Slash has it origins in fanfics written in the mid-1970s that imagined breathless couplings between Captain Kirk and Mr. Spock from the iconic "Star Trek" series. With content ranging from unfulfilled homoerotic yearnings to the sexually explicit, slash writing is, perhaps surprisingly, dominated by straight women writers.

"I find it extremely liberating," said Lauren, 28, an advertising copywriter in New York. "I'm not sure why I prefer slash to het (heterosexual) ... maybe I just find it easier to write smut from a distance."
There's even a quote from perennially-delusional sourpuss Anne Rice, who, I must admit, was smart enough to pull up stakes and get the hell out of New Orleans several months before it became the southern-most cove in Lake Pontchartrain.
The growing, Internet-generated popularity of fanfic has attracted mixed reactions from the original authors of the works being co-opted.

"I do not allow fan fiction," Vampire Chronicles novelist Anne Rice wrote in a statement on her official website in 2000. "The characters are copyrighted. It upsets me terribly to even think about fan fiction with my characters," Rice said.

Potter creator JK Rowling and her publishers have adopted a more conciliatory approach, objecting only to fanfic that is sexually explicit, violent or profane.

Websites like Restrictdsection.org have received cease-and-desist orders, but can usually remain up and running by simply adding registration and password procedures that deter people under 18 years of age. "It's 2005 and we're still here," Dolenga said. "Though I don't think we'll be winning one of (Rowling's) best website awards."
Like everything else (including hurricane-generated flooding) I'm sure this is all much funnier from a distance, and when it's my story and my characters some hack is throwing into bed together, I'll find it all far less amusing. Feel free to point out what a goddamned hypocrite I am then. Kthx.
Comments:

I did a course on media audiences and a section was on fandom and fanfiction. Most writers of fanfiction enjoy the original setting and characters, but find that they aren't telling the sort of stories that they want to tell, so they go and write them themselves.

I think authors should be honored and proud that people connect with their basic characters in such ways that they would want to write their own stories using those characters.


Interestingly for some fandoms there are large subgroups in the fandom that feel the original creators of the show have lost touch with their characters and are ruining them, in much the same way that Anne Rice things people are ruining her characters. For example there was one person who said she watched a particular episode of Star Trek with all her friends, and immediately after it was over they re-wrote the story amongst themselves to better fit their idea of the characters - what this person should have done or said instead of what they did do - because they felt that the episode was not in line with the rest of the series' portrayal of the characters.


 

I was going to comment about Dojinshi, but forgot in the initial post. I wrote about it 2.5 years ago, and as that post explains, it's basically professionally-produced comic fan fiction in Japan. Something completely alien to the copyright laws and concepts of the US and other Western Nations.

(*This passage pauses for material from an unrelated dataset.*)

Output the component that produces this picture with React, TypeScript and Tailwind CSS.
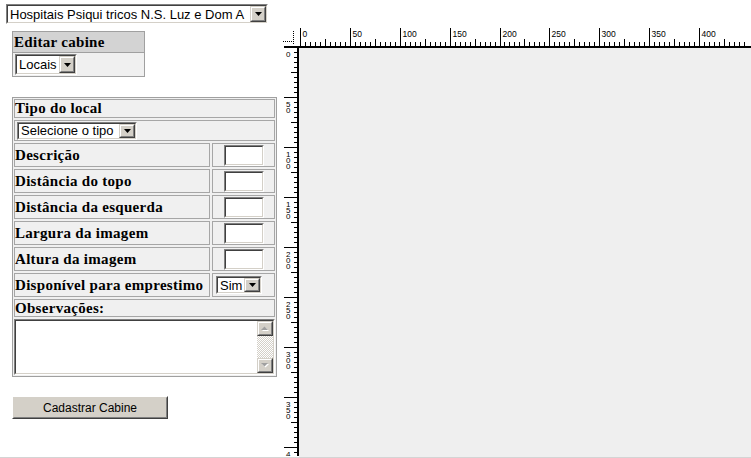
import React from "react";

function ArrowBtn() {
  return (
    <div className="w-[16px] shrink-0 border border-t-[#d4d0c8] border-l-[#d4d0c8] border-b-[#404040] border-r-[#404040]">
      <div className="w-full h-full border border-t-white border-l-white border-b-[#808080] border-r-[#808080] bg-[#d4d0c8] flex items-center justify-center">
        <svg width="7" height="4" viewBox="0 0 7 4">
          <path d="M0 0h7L3.5 4z" fill="#000" />
        </svg>
      </div>
    </div>
  );
}

function Sel({ text, cls }: { text: string; cls: string }) {
  return (
    <div className={`flex shrink-0 border border-t-[#808080] border-l-[#808080] border-b-white border-r-white ${cls}`}>
      <div className="flex flex-1 min-w-0 border border-t-[#404040] border-l-[#404040] border-b-[#d4d0c8] border-r-[#d4d0c8] bg-white">
        <div className="flex-1 min-w-0 pl-[2px] flex items-center whitespace-nowrap overflow-hidden text-[13px] leading-none font-['Liberation_Sans',Arial,sans-serif] text-black">
          {text}
        </div>
        <ArrowBtn />
      </div>
    </div>
  );
}

function TextInput() {
  return (
    <div className="w-[40px] h-[21px] border border-t-[#808080] border-l-[#808080] border-b-white border-r-white">
      <div className="w-full h-full border border-t-[#404040] border-l-[#404040] border-b-[#d4d0c8] border-r-[#d4d0c8] bg-white" />
    </div>
  );
}

const cell = "border border-[#a6a6a6]";

function LabelRow({ label, children, sel }: { label: string; children: React.ReactNode; sel?: boolean }) {
  return (
    <div className="flex h-[24px] gap-[2px]">
      <div className={`${cell} w-[196px] flex items-center pl-[0px] font-bold text-[15px] tracking-[0.3px] whitespace-nowrap`}>
        {label}
      </div>
      <div className={`${cell} flex-1 flex items-center ${sel ? "justify-start pl-[3px]" : "justify-center"}`}>{children}</div>
    </div>
  );
}

function ScrollBtn({ up }: { up: boolean }) {
  return (
    <div className="h-[15px] shrink-0 border border-t-[#d4d0c8] border-l-[#d4d0c8] border-b-[#404040] border-r-[#404040]">
      <div className="w-full h-full border border-t-white border-l-white border-b-[#808080] border-r-[#808080] bg-[#d4d0c8] flex items-center justify-center">
        <svg width="8" height="5" viewBox="0 0 8 5">
          {up ? (
            <>
              <path d="M1 5h7L4.5 1.5z" fill="#fff" />
              <path d="M0 4h7L3.5 0.5z" fill="#a0a0a0" />
            </>
          ) : (
            <>
              <path d="M1 1h7L4.5 4.5z" fill="#fff" />
              <path d="M0 0h7L3.5 3.5z" fill="#a0a0a0" />
            </>
          )}
        </svg>
      </div>
    </div>
  );
}

function TopRuler() {
  const items: React.ReactNode[] = [];
  for (let u = 0; u <= 445; u += 5) {
    const x = 1 + Math.round(u * 0.9975) + 0.5;
    if (u % 50 === 0) {
      items.push(<line key={"l" + u} x1={x} x2={x} y1={1} y2={19} stroke="#000" strokeWidth={1} />);
      if (u <= 400)
        items.push(
          <text key={"t" + u} x={x + 2} y={9.5} fontSize={8.5} fontFamily="Liberation Sans, Arial, sans-serif" fill="#000">
            {u}
          </text>
        );
    } else if (u % 50 === 25) {
      items.push(<line key={"l" + u} x1={x} x2={x} y1={12} y2={19} stroke="#000" strokeWidth={1} />);
    } else {
      items.push(<line key={"l" + u} x1={x} x2={x} y1={15} y2={19} stroke="#000" strokeWidth={1} />);
    }
  }
  return (
    <svg width="452" height="21" className="block">
      {items}
      <rect x={0} y={19} width={452} height={2} fill="#000" />
    </svg>
  );
}

function LeftRuler() {
  const items: React.ReactNode[] = [];
  for (let v = 0; v <= 410; v += 5) {
    const y = v - 1 + 0.5;
    if (v % 50 === 0) {
      if (v > 0) items.push(<line key={"l" + v} x1={2} x2={17} y1={y} y2={y} stroke="#000" strokeWidth={1} />);
      const digits = String(v).split("");
      digits.forEach((d, i) => {
        items.push(
          <text
            key={"t" + v + "-" + i}
            x={4}
            y={y + 9.5 + i * 6}
            fontSize={8}
            fontFamily="Liberation Sans, Arial, sans-serif"
            fill="#000"
          >
            {d}
          </text>
        );
      });
    } else if (v % 50 === 25) {
      items.push(<line key={"l" + v} x1={9} x2={17} y1={y} y2={y} stroke="#000" strokeWidth={1} />);
    } else {
      items.push(<line key={"l" + v} x1={12} x2={17} y1={y} y2={y} stroke="#000" strokeWidth={1} />);
    }
  }
  return (
    <svg width="17" height="408" className="block">
      {items}
      <rect x={15} y={0} width={2} height={408} fill="#000" />
    </svg>
  );
}

function Corner() {
  return (
    <svg width="17" height="21" className="block">
      <line x1={1} x2={11} y1={14.5} y2={14.5} stroke="#000" strokeWidth={1} strokeDasharray="1 1" />
      <line x1={11.5} x2={11.5} y1={4} y2={17} stroke="#000" strokeWidth={1} strokeDasharray="1 1" />
      <rect x={2} y={19} width={15} height={2} fill="#000" />
    </svg>
  );
}

export default function App() {
  return (
    <div className="w-[751px] h-[458px] bg-white overflow-hidden flex flex-col font-['Liberation_Serif',serif] text-black">
      <div className="h-[27px] shrink-0 pt-[4px] pl-[6px]">
        <Sel text="Hospitais Psiqui tricos N.S. Luz e Dom A" cls="w-[262px] h-[20px]" />
      </div>
      <div className="flex h-[430px] shrink-0">
        <div className="w-[282px] shrink-0 pl-[12px] pt-[4px] flex flex-col">
          <div className="w-[133px] h-[46px] border border-[#a0a0a0] bg-[#f0f0f0] flex flex-col">
            <div className="h-[21px] bg-[#d3d3d3] border-b border-[#a0a0a0] pl-[1px] flex items-center font-bold text-[15px] tracking-[0.3px]">
              Editar cabine
            </div>
            <div className="flex-1 flex items-center pl-[2px]">
              <Sel text="Locais" cls="w-[62px] h-[21px]" />
            </div>
          </div>

          <div className="mt-[20px] w-[265px] h-[280px] border border-[#a0a0a0] bg-[#f0f0f0] p-[1px] flex flex-col gap-[2px]">
            <div className={`${cell} h-[19px] flex items-center font-bold text-[15px] tracking-[0.3px]`}>Tipo do local</div>
            <div className={`${cell} h-[21px] flex items-center pl-[2px]`}>
              <Sel text="Selecione o tipo" cls="w-[120px] h-[18px]" />
            </div>
            <LabelRow label="Descrição"><TextInput /></LabelRow>
            <LabelRow label="Distância do topo"><TextInput /></LabelRow>
            <LabelRow label="Distância da esquerda"><TextInput /></LabelRow>
            <LabelRow label="Largura da imagem"><TextInput /></LabelRow>
            <LabelRow label="Altura da imagem"><TextInput /></LabelRow>
            <LabelRow label="Disponível para emprestimo" sel>
              <Sel text="Sim" cls="w-[46px] h-[18px]" />
            </LabelRow>
            <div className={`${cell} h-[18px] flex items-center font-bold text-[15px] tracking-[0.3px]`}>Observações:</div>
            <div className="h-[56px] border border-t-[#808080] border-l-[#808080] border-b-white border-r-white">
              <div className="w-full h-full flex border border-t-[#404040] border-l-[#404040] border-b-[#d4d0c8] border-r-[#d4d0c8] bg-white">
                <div className="flex-1" />
                <div className="w-[16px] flex flex-col bg-[repeating-conic-gradient(#d4d0c8_0%_25%,#ffffff_0%_50%)] bg-[length:2px_2px]">
                  <ScrollBtn up />
                  <div className="flex-1" />
                  <ScrollBtn up={false} />
                </div>
              </div>
            </div>
          </div>

          <button className="mt-[19px] w-[156px] h-[23px] border border-t-white border-l-white border-b-[#404040] border-r-[#404040] bg-[#d4d0c8] p-0">
            <div className="w-full h-full border border-t-[#d4d0c8] border-l-[#d4d0c8] border-b-[#808080] border-r-[#808080] flex items-center justify-center text-[12px] font-['Liberation_Sans',Arial,sans-serif] text-black">
              Cadastrar Cabine
            </div>
          </button>
        </div>

        <div className="flex-1 grid grid-cols-[17px_1fr] grid-rows-[21px_1fr]">
          <Corner />
          <div className="overflow-hidden">
            <TopRuler />
          </div>
          <div className="overflow-hidden">
            <LeftRuler />
          </div>
          <div className="bg-[#efefef]" />
        </div>
      </div>
      <div className="h-[1px] bg-[#d4d4d4]" />
    </div>
  );
}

The concept in japan seems to be "why worry about people keeping our characters and worlds popular by doing more work on it for free?" Funny how it gets into a sort of "mine mine mine" pissing contest elsewhere, with Anne Rice and others of her opinion objecting to fans who like her work so much they're willing to spend hours and hours thinking and writing and reading about it on their own. How can that not help her book sales, in terms of keeping existing fans interested and turning new readers onto her stuff? No matter how much people enjoy the fan fic stuff, you know they're going to have to buy any new "canon" material, by the original author.


 

I think the main reason is simply due to the way copyright law is written. If you don't actively try and protect your brand and allow copyright infringement, then it's possible that you'll lose your copyright entirely.

So some people get really really concerned about this, even though I don't think it happens very often, and go nazi on everyone who they see as a threat, whereas other people don't mind as long as there are some general guidelines followed (generally they have to be non-commercial derivations).

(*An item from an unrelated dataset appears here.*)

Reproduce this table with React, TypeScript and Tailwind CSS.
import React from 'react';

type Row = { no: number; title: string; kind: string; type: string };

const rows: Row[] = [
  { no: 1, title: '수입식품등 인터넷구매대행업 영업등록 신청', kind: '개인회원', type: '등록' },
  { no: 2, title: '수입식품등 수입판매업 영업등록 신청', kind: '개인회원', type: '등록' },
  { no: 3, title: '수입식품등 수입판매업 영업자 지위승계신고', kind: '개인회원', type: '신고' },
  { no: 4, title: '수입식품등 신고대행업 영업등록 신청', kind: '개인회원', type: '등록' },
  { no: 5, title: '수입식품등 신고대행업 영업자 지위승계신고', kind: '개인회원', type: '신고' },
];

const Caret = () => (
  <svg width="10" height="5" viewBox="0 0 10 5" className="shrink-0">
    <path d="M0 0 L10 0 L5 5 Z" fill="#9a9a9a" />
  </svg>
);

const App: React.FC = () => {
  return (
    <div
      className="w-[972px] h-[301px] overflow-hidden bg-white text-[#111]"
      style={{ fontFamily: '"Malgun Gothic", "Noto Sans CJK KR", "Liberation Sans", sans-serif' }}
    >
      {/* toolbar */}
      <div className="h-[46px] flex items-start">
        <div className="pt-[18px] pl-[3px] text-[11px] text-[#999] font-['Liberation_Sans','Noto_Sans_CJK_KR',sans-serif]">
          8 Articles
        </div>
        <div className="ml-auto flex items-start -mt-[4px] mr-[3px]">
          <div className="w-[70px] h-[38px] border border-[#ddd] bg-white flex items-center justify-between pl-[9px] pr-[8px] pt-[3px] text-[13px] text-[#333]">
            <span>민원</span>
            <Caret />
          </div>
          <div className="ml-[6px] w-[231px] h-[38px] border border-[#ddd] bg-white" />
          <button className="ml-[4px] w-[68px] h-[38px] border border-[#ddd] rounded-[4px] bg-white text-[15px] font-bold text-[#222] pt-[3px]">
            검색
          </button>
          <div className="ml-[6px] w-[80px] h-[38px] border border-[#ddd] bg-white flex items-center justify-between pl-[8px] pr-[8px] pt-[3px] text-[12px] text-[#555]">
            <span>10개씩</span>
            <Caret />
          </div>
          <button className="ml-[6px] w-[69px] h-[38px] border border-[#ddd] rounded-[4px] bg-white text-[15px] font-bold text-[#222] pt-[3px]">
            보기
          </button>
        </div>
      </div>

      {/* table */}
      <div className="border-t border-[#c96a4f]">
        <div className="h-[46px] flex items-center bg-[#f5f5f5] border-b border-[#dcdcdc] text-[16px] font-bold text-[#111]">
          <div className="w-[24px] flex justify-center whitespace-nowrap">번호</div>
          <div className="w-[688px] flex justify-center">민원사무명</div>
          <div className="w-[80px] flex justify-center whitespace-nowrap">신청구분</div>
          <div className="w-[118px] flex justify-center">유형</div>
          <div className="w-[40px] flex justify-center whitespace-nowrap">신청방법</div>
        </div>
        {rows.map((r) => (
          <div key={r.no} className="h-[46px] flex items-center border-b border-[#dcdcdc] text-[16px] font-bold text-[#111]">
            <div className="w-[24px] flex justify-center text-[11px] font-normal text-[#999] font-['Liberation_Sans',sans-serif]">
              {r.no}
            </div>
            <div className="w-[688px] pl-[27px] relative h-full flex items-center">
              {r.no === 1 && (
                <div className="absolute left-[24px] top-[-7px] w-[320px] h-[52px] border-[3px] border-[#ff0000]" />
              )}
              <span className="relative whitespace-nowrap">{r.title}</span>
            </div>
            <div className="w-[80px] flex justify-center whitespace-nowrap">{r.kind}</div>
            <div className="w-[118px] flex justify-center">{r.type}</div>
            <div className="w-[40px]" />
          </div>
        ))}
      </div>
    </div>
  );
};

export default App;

This divide is pretty clear in game modding when compared to other forms of media - almost every computer game developer on earth will either support modding or turn a blind eye to it, as long as it's not profitable. However going forward, media creators are becoming less and less concerned with co-operative use of their trademarks etc, simply because thriving fanbases are generally more profitable, and fanfiction and the like is a great way to fuel and keep a fanbase alive.

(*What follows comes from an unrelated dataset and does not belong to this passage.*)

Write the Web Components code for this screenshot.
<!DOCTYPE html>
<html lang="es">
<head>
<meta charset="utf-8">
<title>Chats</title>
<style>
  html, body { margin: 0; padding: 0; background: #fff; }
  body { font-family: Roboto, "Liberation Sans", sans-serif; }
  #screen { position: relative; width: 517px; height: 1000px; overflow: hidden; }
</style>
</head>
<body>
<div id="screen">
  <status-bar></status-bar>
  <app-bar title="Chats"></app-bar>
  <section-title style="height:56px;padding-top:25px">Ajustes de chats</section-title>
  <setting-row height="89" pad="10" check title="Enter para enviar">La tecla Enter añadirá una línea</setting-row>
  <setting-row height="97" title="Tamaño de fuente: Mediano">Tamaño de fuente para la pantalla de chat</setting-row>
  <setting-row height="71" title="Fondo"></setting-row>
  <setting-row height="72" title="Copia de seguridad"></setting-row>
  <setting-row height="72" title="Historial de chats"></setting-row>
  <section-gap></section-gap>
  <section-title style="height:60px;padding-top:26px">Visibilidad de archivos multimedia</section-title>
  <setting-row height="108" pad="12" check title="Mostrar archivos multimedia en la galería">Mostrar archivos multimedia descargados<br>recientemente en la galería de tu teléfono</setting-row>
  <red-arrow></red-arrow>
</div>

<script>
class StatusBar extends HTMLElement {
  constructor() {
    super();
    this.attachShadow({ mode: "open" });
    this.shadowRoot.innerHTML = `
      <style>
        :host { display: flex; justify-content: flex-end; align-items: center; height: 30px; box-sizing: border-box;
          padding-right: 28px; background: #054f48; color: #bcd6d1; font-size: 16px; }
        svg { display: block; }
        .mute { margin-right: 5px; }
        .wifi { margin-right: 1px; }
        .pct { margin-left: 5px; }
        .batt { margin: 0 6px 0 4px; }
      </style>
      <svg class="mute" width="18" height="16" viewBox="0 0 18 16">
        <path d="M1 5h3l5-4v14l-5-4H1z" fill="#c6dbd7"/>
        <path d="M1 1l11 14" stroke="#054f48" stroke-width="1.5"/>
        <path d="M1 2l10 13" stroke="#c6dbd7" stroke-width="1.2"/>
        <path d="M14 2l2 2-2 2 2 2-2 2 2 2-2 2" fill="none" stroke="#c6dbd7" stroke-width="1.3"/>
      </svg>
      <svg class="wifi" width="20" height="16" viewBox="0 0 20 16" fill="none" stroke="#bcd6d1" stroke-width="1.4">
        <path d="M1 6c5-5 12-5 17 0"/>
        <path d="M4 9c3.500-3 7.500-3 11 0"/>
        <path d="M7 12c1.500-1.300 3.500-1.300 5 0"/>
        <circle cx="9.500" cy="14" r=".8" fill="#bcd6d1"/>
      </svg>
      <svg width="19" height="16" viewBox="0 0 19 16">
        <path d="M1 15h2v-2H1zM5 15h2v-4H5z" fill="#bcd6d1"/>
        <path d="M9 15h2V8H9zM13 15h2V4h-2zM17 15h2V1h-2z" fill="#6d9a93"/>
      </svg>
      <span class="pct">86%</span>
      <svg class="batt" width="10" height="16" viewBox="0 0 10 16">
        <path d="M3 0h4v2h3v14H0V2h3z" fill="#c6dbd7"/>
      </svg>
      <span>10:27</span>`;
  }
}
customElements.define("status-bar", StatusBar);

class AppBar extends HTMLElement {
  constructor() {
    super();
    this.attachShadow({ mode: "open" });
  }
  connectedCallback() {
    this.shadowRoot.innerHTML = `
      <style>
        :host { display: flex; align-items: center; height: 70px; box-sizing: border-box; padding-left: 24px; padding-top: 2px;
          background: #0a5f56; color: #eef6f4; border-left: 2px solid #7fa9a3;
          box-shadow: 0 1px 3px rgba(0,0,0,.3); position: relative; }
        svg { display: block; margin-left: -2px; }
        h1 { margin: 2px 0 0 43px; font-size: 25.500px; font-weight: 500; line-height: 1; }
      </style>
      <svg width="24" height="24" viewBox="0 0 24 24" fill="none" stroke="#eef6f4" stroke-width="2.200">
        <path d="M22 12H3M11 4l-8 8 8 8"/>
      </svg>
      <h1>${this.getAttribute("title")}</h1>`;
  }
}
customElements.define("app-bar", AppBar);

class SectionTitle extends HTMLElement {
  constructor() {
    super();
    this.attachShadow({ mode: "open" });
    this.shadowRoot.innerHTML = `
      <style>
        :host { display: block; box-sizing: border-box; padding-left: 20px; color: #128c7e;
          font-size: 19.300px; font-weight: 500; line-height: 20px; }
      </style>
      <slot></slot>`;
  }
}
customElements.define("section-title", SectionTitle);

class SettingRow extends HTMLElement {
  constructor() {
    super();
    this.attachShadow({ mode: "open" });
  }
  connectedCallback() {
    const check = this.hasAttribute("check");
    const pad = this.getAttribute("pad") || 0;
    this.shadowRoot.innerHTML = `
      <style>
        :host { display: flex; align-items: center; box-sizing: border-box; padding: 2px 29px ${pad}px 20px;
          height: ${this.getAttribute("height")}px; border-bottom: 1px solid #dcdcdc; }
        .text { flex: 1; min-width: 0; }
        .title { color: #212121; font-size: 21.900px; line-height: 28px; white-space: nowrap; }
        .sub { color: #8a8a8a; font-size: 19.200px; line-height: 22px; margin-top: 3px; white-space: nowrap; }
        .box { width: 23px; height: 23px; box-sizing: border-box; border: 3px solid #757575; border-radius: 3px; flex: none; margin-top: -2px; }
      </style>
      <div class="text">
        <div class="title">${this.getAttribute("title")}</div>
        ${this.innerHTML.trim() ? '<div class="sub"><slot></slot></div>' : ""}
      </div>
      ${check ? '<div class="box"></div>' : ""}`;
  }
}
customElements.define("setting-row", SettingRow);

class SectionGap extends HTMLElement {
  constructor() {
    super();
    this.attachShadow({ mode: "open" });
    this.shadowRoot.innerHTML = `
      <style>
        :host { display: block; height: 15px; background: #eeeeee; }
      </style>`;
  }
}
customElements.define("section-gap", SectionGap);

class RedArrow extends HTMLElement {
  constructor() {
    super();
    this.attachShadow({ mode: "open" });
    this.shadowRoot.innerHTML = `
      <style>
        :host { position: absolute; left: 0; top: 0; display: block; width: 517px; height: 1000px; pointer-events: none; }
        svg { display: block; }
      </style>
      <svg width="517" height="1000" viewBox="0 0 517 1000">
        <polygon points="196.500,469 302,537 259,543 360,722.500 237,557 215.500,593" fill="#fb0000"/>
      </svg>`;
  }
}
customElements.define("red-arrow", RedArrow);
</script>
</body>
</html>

I sent Isolde an email earlier in the year (seems I've lost it) asking about Blizzard's stance on modding, particularly in light of the whole bnetd thing. He didn't think bnetd was any kind of subtle swipe at modders (who were the main users on the system), mainly because Blizzard seemed to be completely oblivious to the mod-scene that existed. He said that other people at the Blizz N office didn't mind D2 mods, although he didn't think any one there actually played any of them. No one minded that he spent so long on 1.10 either, primarily re-writing a lot of the internal workings for mod-makers use (also to clean up the dogs breakfast of a mess that it was).


 

And just for the record, I haven't read any of this gay harry fanfic, although I think Tom has. He's quite sad in a lot of ways.